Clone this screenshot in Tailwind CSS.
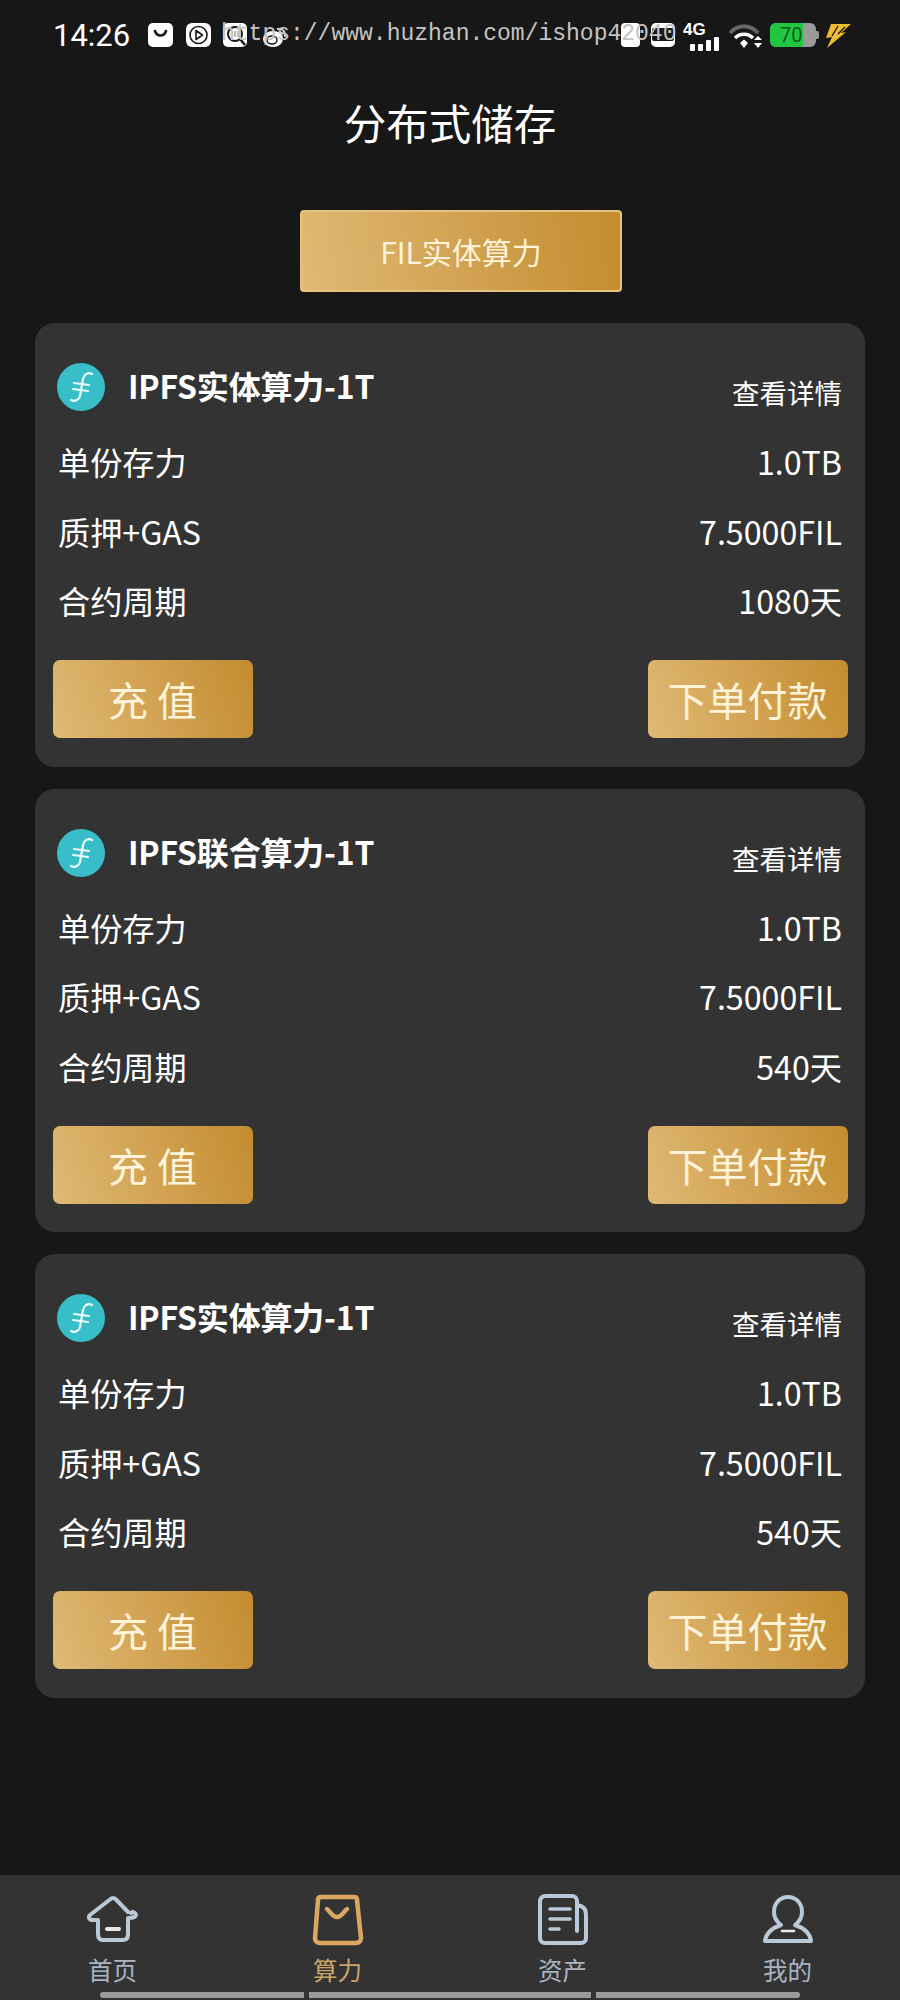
<!DOCTYPE html>
<html lang="zh-CN">
<head>
    <meta charset="UTF-8">
    <meta name="viewport" content="width=device-width, initial-scale=1.0">
    <title>分布式储存</title>
    <script src="https://cdn.jsdelivr.net/npm/@tailwindcss/browser@4"></script>
</head>
<body class="bg-[#171717] font-['Noto_Sans_CJK_SC',sans-serif] text-white">

<div class="relative h-[2000px] w-[900px] flex flex-col overflow-hidden">

    <!-- Status bar -->
    <div class="h-[66px] flex items-start pt-[23px] pl-[53px]">
        <span class="font-['Roboto',sans-serif] text-[31px] leading-[25px] w-[95px]">14:26</span>
        <svg class="w-[25px] h-[24px]" viewBox="0 0 25 24"><rect width="25" height="24" rx="5" fill="#fff"/><path d="M7 8c2 6 9 6 11 0" fill="none" stroke="#171717" stroke-width="2.6" stroke-linecap="round"/></svg>
        <svg class="ml-[13px] w-[25px] h-[24px]" viewBox="0 0 25 24"><rect width="25" height="24" rx="6" fill="#fff"/><circle cx="12.5" cy="12" r="8.5" fill="none" stroke="#171717" stroke-width="1.6"/><path d="M10 7.5l6.500 4.500-6.500 4.500z" fill="none" stroke="#171717" stroke-width="1.6" stroke-linejoin="round"/></svg>
        <svg class="ml-[12px] w-[25px] h-[25px]" viewBox="0 0 25 25"><rect width="24" height="24" rx="5" fill="#fff"/><circle cx="12" cy="11" r="7" fill="none" stroke="#171717" stroke-width="2"/><path d="M17 16l5 6" stroke="#171717" stroke-width="2.500"/><path d="M9 8v6M12 8v6M15 8v6" stroke="#777" stroke-width="1"/></svg>
        <svg class="ml-[14px] mt-[3px] w-[26px] h-[22px]" viewBox="0 0 26 22"><ellipse cx="11" cy="13" rx="10" ry="8" fill="#fff"/><ellipse cx="10" cy="14" rx="5" ry="4" fill="none" stroke="#171717" stroke-width="1.500"/><path d="M15 3c5-1 9 2 8 8M16 7c3-.5 4 1 3.500 3.500" fill="none" stroke="#ddd" stroke-width="1.800"/></svg>
        <svg class="ml-[333px] w-[19px] h-[24px]" viewBox="0 0 19 24"><rect width="19" height="24" rx="4" fill="#fff"/></svg>
        <svg class="ml-[11px] w-[24px] h-[24px]" viewBox="0 0 24 24"><rect width="24" height="24" rx="5" fill="#fff"/><rect x="1" y="5" width="22" height="13" rx="2" fill="#171717"/></svg>
        <div class="ml-[8px] w-[40px] h-[26px] relative">
            <span class="absolute left-0 top-[-3px] font-['Liberation_Sans',sans-serif] font-bold text-[17px] leading-[20px]">4G</span>
            <div class="absolute left-[7px] bottom-[-2px] flex items-end gap-[3px]">
                <span class="w-[5px] h-[7px] bg-white rounded-[1px]"></span>
                <span class="w-[5px] h-[7px] bg-white rounded-[1px]"></span>
                <span class="w-[5px] h-[11px] bg-white rounded-[1px]"></span>
                <span class="w-[5px] h-[14px] bg-white rounded-[1px]"></span>
            </div>
        </div>
        <svg class="ml-[6px] w-[34px] h-[26px]" viewBox="0 0 34 26"><path d="M1 10c8-9 20-9 28 0" fill="none" stroke="#666" stroke-width="4"/><path d="M6 15c5-5 13-5 18 0" fill="none" stroke="#fff" stroke-width="3.500"/><path d="M11 20l4-3.500 4 3.500-4 5z" fill="#fff"/><path d="M25 17l4-4 4 4zM25 20h8l-4 5z" fill="#fff"/></svg>
        <div class="ml-[7px] relative w-[46px] h-[24px]">
            <div class="w-[46px] h-[24px] rounded-[6px] bg-[#9a9a9a] overflow-hidden">
                <div class="h-full w-[33px] bg-[#22c740] rounded-r-[2px]"></div>
            </div>
            <span class="absolute left-[10px] top-0 font-['Roboto',sans-serif] text-[20px] leading-[24px] text-[#0d5c1e]">70</span>
            <span class="absolute right-[-3px] top-[8px] w-[3px] h-[8px] rounded-r-[2px] bg-[#9a9a9a]"></span>
        </div>
        <svg class="ml-[8px] w-[28px] h-[26px]" viewBox="0 0 28 26"><path d="M7 1h20L17 10l5-1L3 25l5-11-6 1z" fill="#efbb2f"/><path d="M14 3L8 13M21 4l-7 7" stroke="#171717" stroke-width="1.400"/></svg>
    </div>

    <!-- watermark sits over the status icons -->
    <div class="absolute left-[221px] top-[20px] font-['Liberation_Mono',monospace] text-[23px] leading-[28px] text-[#c4c4c4] pointer-events-none">https://www.huzhan.com/ishop42040</div>

    <!-- Page title -->
    <h1 class="h-[78px] text-center text-[42.5px] leading-[112px]">分布式储存</h1>

    <!-- Tab -->
    <button class="mt-[66px] ml-[300px] w-[322px] h-[82px] rounded-[4px] border-2 border-[#e6c27f] bg-[linear-gradient(80deg,#e0b976,#c38c2e)] text-[30px] text-[#fff3d9]">FIL实体算力</button>

    <!-- Product list -->
    <div id="list" class="mt-[31px] mx-[35px] flex flex-col gap-[22px]">

        <div class="h-[443.5px] rounded-[20px] bg-[#333333] pt-[40px] flex flex-col">
            <div class="h-[48px] pl-[22px] pr-[23px] flex items-center">
                <svg class="w-[48px] h-[48px]" viewBox="0 0 48 48"><circle cx="24" cy="24" r="24" fill="#37bec8"/><path d="M35 11c-4-2-8 0-9 5l-3 17c-1 4-5 6-9 4M17 20l15 2M16 26l15 2" fill="none" stroke="#eefcfc" stroke-width="2.200" stroke-linecap="round"/></svg>
                <span class="ml-[23px] mb-[4px] text-[32px] tracking-[-0.2px] font-bold">IPFS实体算力-1T</span>
                <span class="ml-auto mt-[12px] text-[27.5px]">查看详情</span>
            </div>
            <div class="mt-[15.5px] px-[23px]">
                <div class="h-[69.5px] flex items-center justify-between text-[32.2px]"><span>单份存力</span><span>1.0TB</span></div>
                <div class="h-[69.5px] flex items-center justify-between text-[32.2px]"><span>质押+GAS</span><span>7.5000FIL</span></div>
                <div class="h-[69.5px] flex items-center justify-between text-[32.2px]"><span>合约周期</span><span>1080天</span></div>
            </div>
            <div class="mt-[25px] px-[17.5px] flex justify-between">
                <button class="w-[200px] h-[78px] rounded-[7px] bg-[linear-gradient(70deg,#e0b976,#c38c2e)] text-[40px] text-[#fff3d9]">充 值</button>
                <button class="w-[200px] h-[78px] rounded-[7px] bg-[linear-gradient(70deg,#e0b976,#c38c2e)] text-[40px] text-[#fff3d9]">下单付款</button>
            </div>
        </div>

        <div class="h-[443.5px] rounded-[20px] bg-[#333333] pt-[40px] flex flex-col">
            <div class="h-[48px] pl-[22px] pr-[23px] flex items-center">
                <svg class="w-[48px] h-[48px]" viewBox="0 0 48 48"><circle cx="24" cy="24" r="24" fill="#37bec8"/><path d="M35 11c-4-2-8 0-9 5l-3 17c-1 4-5 6-9 4M17 20l15 2M16 26l15 2" fill="none" stroke="#eefcfc" stroke-width="2.200" stroke-linecap="round"/></svg>
                <span class="ml-[23px] mb-[4px] text-[32px] tracking-[-0.2px] font-bold">IPFS联合算力-1T</span>
                <span class="ml-auto mt-[12px] text-[27.5px]">查看详情</span>
            </div>
            <div class="mt-[15.5px] px-[23px]">
                <div class="h-[69.5px] flex items-center justify-between text-[32.2px]"><span>单份存力</span><span>1.0TB</span></div>
                <div class="h-[69.5px] flex items-center justify-between text-[32.2px]"><span>质押+GAS</span><span>7.5000FIL</span></div>
                <div class="h-[69.5px] flex items-center justify-between text-[32.2px]"><span>合约周期</span><span>540天</span></div>
            </div>
            <div class="mt-[25px] px-[17.5px] flex justify-between">
                <button class="w-[200px] h-[78px] rounded-[7px] bg-[linear-gradient(70deg,#e0b976,#c38c2e)] text-[40px] text-[#fff3d9]">充 值</button>
                <button class="w-[200px] h-[78px] rounded-[7px] bg-[linear-gradient(70deg,#e0b976,#c38c2e)] text-[40px] text-[#fff3d9]">下单付款</button>
            </div>
        </div>

        <div class="h-[443.5px] rounded-[20px] bg-[#333333] pt-[40px] flex flex-col">
            <div class="h-[48px] pl-[22px] pr-[23px] flex items-center">
                <svg class="w-[48px] h-[48px]" viewBox="0 0 48 48"><circle cx="24" cy="24" r="24" fill="#37bec8"/><path d="M35 11c-4-2-8 0-9 5l-3 17c-1 4-5 6-9 4M17 20l15 2M16 26l15 2" fill="none" stroke="#eefcfc" stroke-width="2.200" stroke-linecap="round"/></svg>
                <span class="ml-[23px] mb-[4px] text-[32px] tracking-[-0.2px] font-bold">IPFS实体算力-1T</span>
                <span class="ml-auto mt-[12px] text-[27.5px]">查看详情</span>
            </div>
            <div class="mt-[15.5px] px-[23px]">
                <div class="h-[69.5px] flex items-center justify-between text-[32.2px]"><span>单份存力</span><span>1.0TB</span></div>
                <div class="h-[69.5px] flex items-center justify-between text-[32.2px]"><span>质押+GAS</span><span>7.5000FIL</span></div>
                <div class="h-[69.5px] flex items-center justify-between text-[32.2px]"><span>合约周期</span><span>540天</span></div>
            </div>
            <div class="mt-[25px] px-[17.5px] flex justify-between">
                <button class="w-[200px] h-[78px] rounded-[7px] bg-[linear-gradient(70deg,#e0b976,#c38c2e)] text-[40px] text-[#fff3d9]">充 值</button>
                <button class="w-[200px] h-[78px] rounded-[7px] bg-[linear-gradient(70deg,#e0b976,#c38c2e)] text-[40px] text-[#fff3d9]">下单付款</button>
            </div>
        </div>
    </div>

    <!-- Bottom tab bar -->
    <nav class="relative mt-auto h-[125px] bg-[#333333] grid grid-cols-4">
        <div class="flex flex-col items-center pt-[19px]">
            <svg class="w-[52px] h-[52px]" viewBox="0 0 52 52" fill="none" stroke="#b9c9d8" stroke-width="4" stroke-linecap="round" stroke-linejoin="round"><path d="M41 18L29 5.500c-2-2-4-2-6 0L3 21c-2 2-1 5 3 5h5v14c0 4 2 6 5 6h20c3 0 5-2 5-6V24c4 0 8-1 8-3s-3-4-5-2"/><path d="M20 35h12" stroke="#e8e8e8"/></svg>
            <span class="mt-[7px] text-[24.5px] leading-[34px] text-[#aab5c0]">首页</span>
        </div>
        <div class="flex flex-col items-center pt-[19px]">
            <svg class="w-[52px] h-[52px]" viewBox="0 0 52 52" fill="none" stroke="#dba862" stroke-width="4.500" stroke-linecap="round" stroke-linejoin="round"><path d="M6 6c0-2 1-3 3-3h33c2 0 3 1 3 3l4 38c0 3-2 5-5 5H8c-3 0-5-2-5-5z"/><path d="M15 15c3 2 5 8 10 8s7-6 10-8"/></svg>
            <span class="mt-[7px] text-[24.5px] leading-[34px] text-[#cba468]">算力</span>
        </div>
        <div class="flex flex-col items-center pt-[19px]">
            <svg class="w-[52px] h-[52px]" viewBox="0 0 52 52" fill="none" stroke="#b9c9d8" stroke-width="4" stroke-linecap="round" stroke-linejoin="round"><path d="M40 37V7c0-3-2-5-5-5H9C5 2 3 4 3 8v36c0 3 2 5 5 5h36c3 0 5-2 5-5V20c0-5-3-8-9-9"/><path d="M13 15h20M13 25h20M13 35h9" stroke-width="3.500"/></svg>
            <span class="mt-[7px] text-[24.5px] leading-[34px] text-[#aab5c0]">资产</span>
        </div>
        <div class="flex flex-col items-center pt-[19px]">
            <svg class="w-[52px] h-[52px]" viewBox="0 0 52 52" fill="none" stroke="#b9c9d8" stroke-width="4" stroke-linecap="round" stroke-linejoin="round"><path d="M19 31c-4-3-7-8-7-13C12 9 18 3 26 3s14 6 14 15c0 5-3 10-7 13 9 3 15 8 16 16H3c1-8 7-13 16-16z"/><path d="M20 37h12" stroke="#e8e8e8" stroke-width="2.500"/></svg>
            <span class="mt-[7px] text-[24.5px] leading-[34px] text-[#aab5c0]">我的</span>
        </div>
        <!-- home gesture bars over the tab bar -->
        <div class="absolute left-[100px] top-[117px] flex gap-[5px]">
            <span class="block w-[204px] h-[6px] bg-[#9b9b9b] rounded-l-[3px]"></span>
            <span class="block w-[282px] h-[6px] bg-[#9b9b9b]"></span>
            <span class="block w-[204px] h-[6px] bg-[#9b9b9b] rounded-r-[3px]"></span>
        </div>
    </nav>
</div>

</body>
</html>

===============

BRIEF
Exactly as written, please give again the lines from the beginning of the listing through the line containing "h-[2000px] w-[900px] flex", inclusive, without any pictures.

OUTPUT FOR THIS TASK
Clone this screenshot in Tailwind CSS.
<!DOCTYPE html>
<html lang="zh-CN">
<head>
    <meta charset="UTF-8">
    <meta name="viewport" content="width=device-width, initial-scale=1.0">
    <title>分布式储存</title>
    <script src="https://cdn.jsdelivr.net/npm/@tailwindcss/browser@4"></script>
</head>
<body class="bg-[#171717] font-['Noto_Sans_CJK_SC',sans-serif] text-white">

<div class="relative h-[2000px] w-[900px] flex flex-col overflow-hidden">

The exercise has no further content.